The UK’s Gambling Commission (UKGC) has recently been under fire for allowing companies with a history of transgressions to help lead its initiative in reducing problem gambling. Critics such as Labour MP Carolyn Harris have taken this move by the UKGC as enabling the gambling industry to effectively “[mark] their own homework”.
The UKGC comes under fire as many of these prior transgressions have been linked to issues with problem gambling. The UKGC’s initiative to reduce problem gambling and improve the protection of vulnerable people has been organised into three working groups:
One of these groups will be exploring how the gambling industry can improve upon the presentation of its products, creating product designs that will reduce the risk of encouraging problem gambling.
Another of these three groups will investigate issues with VIP bonuses, and ways in which to reduce their impact on enabling problem gambling. VIP incentives are often tailored to users who frequently lose large sums of money, rewarding them with free bets and other attractive offers to help retain customers.

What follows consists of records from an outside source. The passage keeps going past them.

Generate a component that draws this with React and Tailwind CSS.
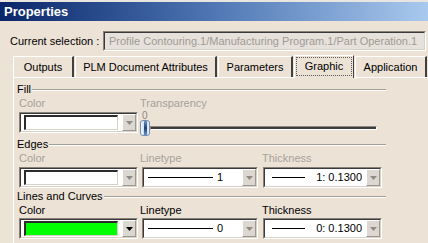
import React from 'react';

// Classic CATIA "Properties" dialog, Graphic tab
const DISABLED = 'text-[#a7a29b]';

function Arrow({ dark }) {
  return (
    <svg width="7" height="4" viewBox="0 0 7 4">
      <path d="M0 0h7L3.5 4z" fill={dark ? '#000' : '#8e8a84'} />
    </svg>
  );
}

function DropButton({ dark }) {
  return (
    <div className="w-[14px] h-[17px] shrink-0 flex items-center justify-center bg-[#dcd8d1] border border-t-white border-l-white border-r-[#9c988f] border-b-[#9c988f]">
      <Arrow dark={dark} />
    </div>
  );
}

function Combo({ children, dark, width }) {
  return (
    <div className={`h-[21px] ${width} border border-t-[#86827a] border-l-[#86827a] border-r-white border-b-white`}>
      <div className="h-full flex items-center bg-white border border-t-[#3a3a3a] border-l-[#3a3a3a] border-r-[#d6d2ca] border-b-[#d6d2ca]">
        <div className="flex-1 flex items-center min-w-0 h-full">{children}</div>
        <DropButton dark={dark} />
      </div>
    </div>
  );
}

function Swatch({ color }) {
  return (
    <div
      className={`ml-[3px] w-[94px] h-[15px] border-t-2 border-l-2 border-r border-b border-t-[#2b2b2b] border-l-[#2b2b2b] border-r-[#d6d2ca] border-b-[#d6d2ca] ${color}`}
    />
  );
}

function GroupHeader({ title, className = '' }) {
  return (
    <div className={`h-[13px] ml-[3px] w-[369px] flex items-center ${className}`}>
      <span className="leading-none">{title}</span>
      <div className="flex-1 ml-[1px] h-[2px] border-t border-t-[#a29e96] border-b border-b-white" />
    </div>
  );
}

function Labels({ disabled, className = '' }) {
  const c = disabled ? DISABLED : 'text-black';
  return (
    <div className={`h-[13px] flex items-center pl-[5px] leading-none ${c} ${className}`}>
      <span className="w-[121px]">Color</span>
      <span className="w-[122px]">Linetype</span>
      <span>Thickness</span>
    </div>
  );
}

function LineRow({ value, thick, dark, className = '' }) {
  return (
    <div className={`h-[21px] flex pl-[5px] ${className}`}>
      <Combo width="w-[119px]" dark={dark}>
        <Swatch color={dark ? 'bg-[#00ff00]' : 'bg-white'} />
      </Combo>
      <div className="ml-[4px]">
        <Combo width="w-[116px]">
          <div className="ml-[4px] w-[65px] h-px bg-black" />
          <span className="ml-[4px]">{value}</span>
        </Combo>
      </div>
      <div className="ml-[5px]">
        <Combo width="w-[119px]">
          <div className="ml-[7px] w-[33px] h-px bg-black" />
          <span className="flex-1 text-right pr-[4px]">{thick}</span>
        </Combo>
      </div>
    </div>
  );
}

function Tab({ label, width, selected }) {
  if (selected) {
    return (
      <div className={`${width} h-[23px] -mb-px relative z-10 bg-[#ece2d6] border-t border-l border-t-white border-l-white border-r border-r-[#404040] p-[1px] pb-[2px]`}>
        <div className="h-full flex items-center justify-center border border-dotted border-[#5a5a5a]">
          {label}
        </div>
      </div>
    );
  }
  return (
    <div className={`${width} h-[21px] flex items-center justify-center border-t border-l border-t-white border-l-white border-r-2 border-r-[#404040]`}>
      {label}
    </div>
  );
}

export default function App() {
  return (
    <div className="w-[428px] h-[243px] overflow-hidden bg-[#ece2d6] font-['Liberation_Sans',Arial,sans-serif] text-[11px] text-black">
      <div className="h-[2px] bg-[#e9e6e1]" />
      <div className="h-[19px] flex items-center pl-[4px] bg-gradient-to-r from-[#0a2569] via-[#5077b4] to-[#a9c9ee] text-white font-bold text-[13px]">
        Properties
      </div>

      {/* current selection */}
      <div className="mt-[10px] h-[20px] flex items-center pl-[10px]">
        <span className="w-[93px]">Current selection :</span>
        <div className="w-[323px] h-full border border-t-[#86827a] border-l-[#86827a] border-r-white border-b-white">
          <div className="h-full flex items-center pl-[4px] bg-[#e6e1da] border border-t-[#3a3a3a] border-l-[#3a3a3a] border-r-[#d6d2ca] border-b-[#d6d2ca] text-[#9f9b95] whitespace-nowrap overflow-hidden">
            Profile Contouring.1/Manufacturing Program.1/Part Operation.1
          </div>
        </div>
      </div>

      {/* tabs */}
      <div className="mt-[3px] h-[23px] flex items-end pl-[13px]">
        <Tab label="Outputs" width="w-[61px]" />
        <div className="w-[1px]" />
        <Tab label="PLM Document Attributes" width="w-[142px]" />
        <div className="w-[1px]" />
        <Tab label="Parameters" width="w-[75px]" />
        <div className="w-[1px]" />
        <Tab label="Graphic" width="w-[60px]" selected />
        <div className="w-[1px]" />
        <Tab label="Application" width="w-[72px]" />
      </div>

      {/* panel */}
      <div className="ml-[13px] h-[170px] border-t border-l border-white">
        <GroupHeader title="Fill" className="mt-[5px]" />
        <div className={`mt-[1px] h-[13px] flex items-center pl-[5px] leading-none ${DISABLED}`}>
          <span className="w-[121px]">Color</span>
          <span>Transparency</span>
        </div>
        <div className="mt-[2px] h-[21px] flex pl-[5px]">
          <Combo width="w-[119px]">
            <Swatch color="bg-white" />
          </Combo>
          <div className="ml-[2px] w-[238px] h-[21px] flex flex-col">
            <span className="h-[8px] pl-[2px] text-[10px] leading-[8px] text-[#8e8a84]">0</span>
            <div className="flex items-center">
              <div className="w-[10px] h-[16px] rounded-[3px] border border-[#6f8fb5] bg-gradient-to-r from-[#f4f8fc] via-[#c6d8ec] to-[#e6eef8] flex justify-center">
                <div className="w-[3px] h-full bg-gradient-to-b from-[#6f92c2] via-[#1f3f72] to-[#6f92c2]" />
              </div>
              <div className="w-[227px] h-[4px] border border-t-[#8c8880] border-l-[#8c8880] border-r-white border-b-white bg-[#3c3c3c]" />
            </div>
          </div>
        </div>

        <GroupHeader title="Edges" className="mt-[5px]" />
        <Labels disabled className="mt-[1px]" />
        <LineRow value="1" thick="1: 0.1300" className="mt-[2px]" />

        <GroupHeader title="Lines and Curves" className="mt-[2px]" />
        <Labels className="mt-[1px]" />
        <LineRow value="0" thick="0: 0.1300" dark className="mt-[1px]" />
      </div>
    </div>
  );
}
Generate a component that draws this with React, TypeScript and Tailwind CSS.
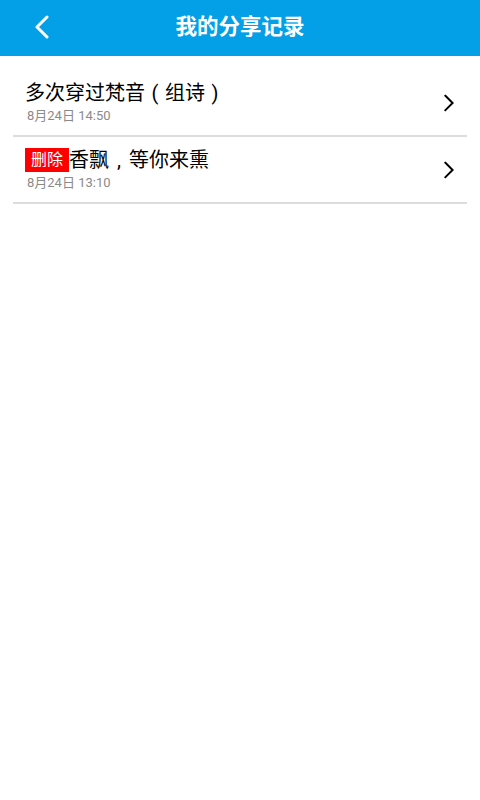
const FONT = { fontFamily: 'Roboto, "Noto Sans CJK SC", sans-serif' };

const records = [
  { title: "多次穿过梵音（组诗）", time: "8月24日 14:50", deleted: false },
  { title: "香飘，等你来熏", time: "8月24日 13:10", deleted: true },
];

// full-width punctuation drawn centred in its em box, like the old Android fallback font
const CENTERED: Record<string, string> = { "（": "(", "）": ")", "，": "," };

function Title({ text }: { text: string }) {
  return (
    <>
      {Array.from(text).map((ch, i) =>
        CENTERED[ch] ? (
          <span key={i} className="inline-block w-[1em] text-center">
            {CENTERED[ch]}
          </span>
        ) : (
          <span key={i}>{ch}</span>
        )
      )}
    </>
  );
}

function Chevron({ className }: { className?: string }) {
  return (
    <svg viewBox="0 0 12 20" className={className} fill="none" stroke="currentColor" strokeWidth={2.2} strokeLinecap="square">
      <path d="M2 2 L10 10 L2 18" />
    </svg>
  );
}

export default function App() {
  return (
    <div className="w-[480px] h-[800px] bg-white" style={FONT}>
      {/* header */}
      <div className="relative h-[56px] bg-[#03a0e8] flex items-center justify-center">
        <button className="absolute left-[34px] top-[15px] text-white">
          <svg viewBox="0 0 16 24" className="w-[16px] h-[24px]" fill="none" stroke="currentColor" strokeWidth={3} strokeLinecap="round" strokeLinejoin="round">
            <path d="M13 2 L3 12 L13 22" />
          </svg>
        </button>
        <h1 className="text-white text-[21.5px] font-bold leading-none -mt-[3px]">我的分享记录</h1>
      </div>

      {/* list */}
      <div className="pt-[14px]">
        {records.map((r, i) => (
          <div key={i} className="mx-[13px] h-[67px] border-b-2 border-[#dcdcdc] flex items-center">
            <div className="flex-1 pl-[12px]">
              <div className="flex items-center text-[20px] leading-[26px] text-black">
                {r.deleted && (
                  <span className="w-[44px] h-[24px] mr-[0px] bg-[#ff0000] text-white text-[16px] leading-[24px] text-center">删除</span>
                )}
                <span className="whitespace-nowrap">
                  <Title text={r.title} />
                </span>
              </div>
              <div className="text-[13px] leading-[18px] text-[#8a8a8a] mt-[1px] pl-[2px]">{r.time}</div>
            </div>
            <Chevron className="w-[12px] h-[18px] text-black mr-[12px]" />
          </div>
        ))}
      </div>
    </div>
  );
}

The third of these working groups will be looking at how to improve the safety of online gambling adverts, reducing exposure of these ads to society’s most vulnerable (e.g. children and problem gamblers) and encouraging betting companies to become more responsible with their online presence.
Whilst all three of these working groups are attempting to improve safety measures and reduce the risk of exposure to the most vulnerable members of society, the fact that betting companies are leading these groups has raised concerns.
Of these includes the previously mentioned Carolyn Harris (Labour MP), who has stated that “This is the gambling industry marking their own homework”. Alongside Harris includes an expert in gambling addiction Dr Steve Sharman, who states that whilst betting companies play an important role, they should not be leading these working groups.
Whilst the betting companies’ roles in this UKGC initiative has fallen under criticism, the Chief Executive of the Gambling Commission Neil McArthur has argued against such claims. According to McArthur, if the industry does not come up with effective proposals by March, they could be hit with stricter regulations.
Whilst the UKGC’s new working groups have been the cause of great criticism and concern, only time will tell how effective they will be, as the UKGC works with the betting industry to try and protect society’s most vulnerable from problem gambling.